If you're going to be using a smtp host that's running on your localhost. you'll need some other configuration for that, that involves Tomcat's server.xml and context.xml.

Haven't tried that out yet, so I won't make any claims.

But at least this way, when things go wrong. (and assuming I'm checking the ed.developers gmail account (forward it to my normal later)) I will be informed when things go wrong.

Still need to deploy this on arch.uwindsor of course.... Hopefully if I put the extra jars in it's lib it won't complain....

Monday, July 7, 2008

Malformed/reserved Characters

Connotea doesn't like apostrophes (') and backslahes(\). Actually, I've successfully posted tags with apostrophes in them, but it just doesn't like it when ED does it.

As a fix, we've gone and modified the javascript to scan for the Semantic Tags for these characters and remove them prior to submission to Connotea.

Delay time in submitting to Connotea

Now that we've got ED submitting tagging information to the sandbox graph of the Vrituoso server, in addition to submitting it the ED Database, I've had to put in a delay to prevent the Form from submitting until all the information has been submitted to the sandbox and confirmed that it was successful.
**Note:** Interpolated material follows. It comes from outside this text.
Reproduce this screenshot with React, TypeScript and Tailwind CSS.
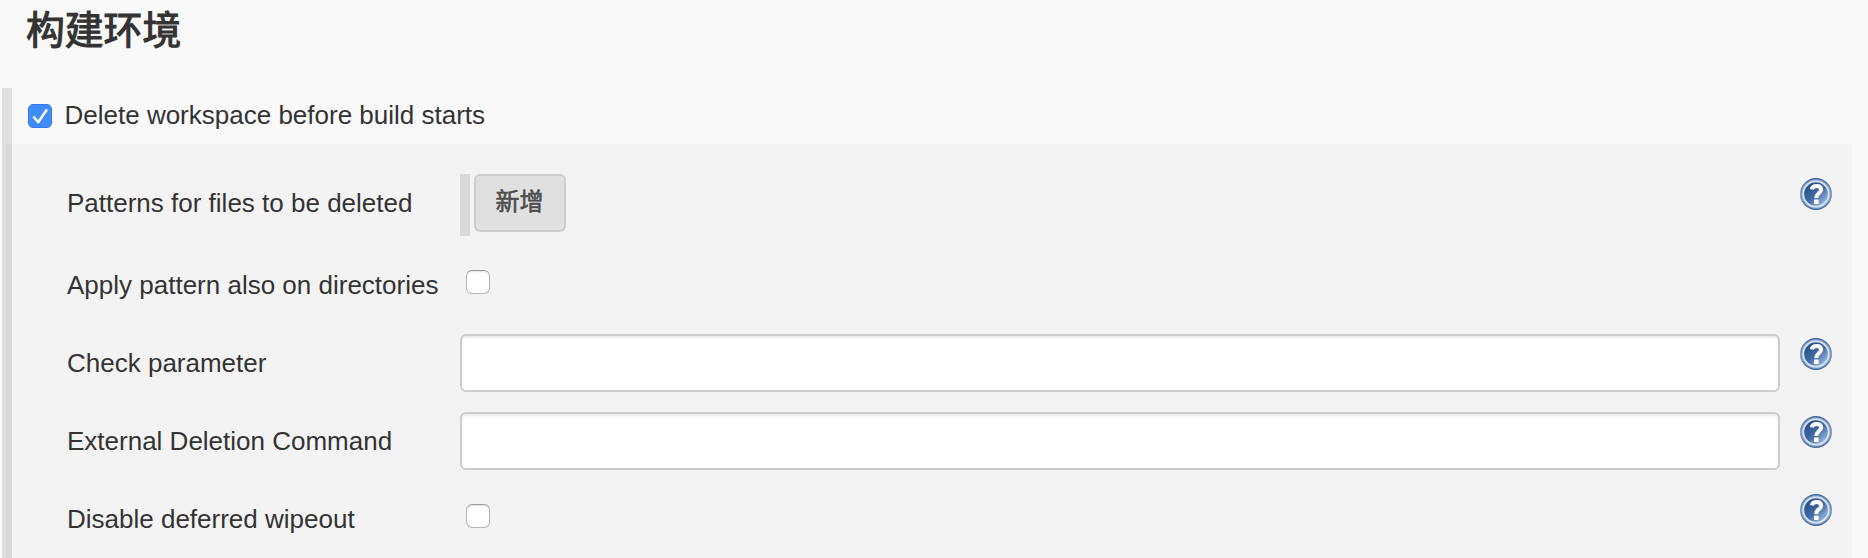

Trouble is... this can take a while since I need to break up a submission into a SPARQL insert statement for every tag since the number types for a tag are variable. making an insert statement potentially very very long.

And if you have A LOT of tags. The wait for a response can get even longer.

I set it at 20 seconds before it times out and an error page is presented to the user.

Before I was able to add up to 6 or 7 tags between 2-4 ftypes each and it would be under 10 seconds. but just recently Ben showed me an error that he got on Entity Describer, that went past the 20 second mark.

I'll have to test the capacity of tags + ftypes I can submit before I have say it's taking too long, but if need be I can analyze how long a tag insert is going to be and start merging them together if they're short enough. Seems a waste to do a 1 tag 1 ftype insert for a whole hTTPPost.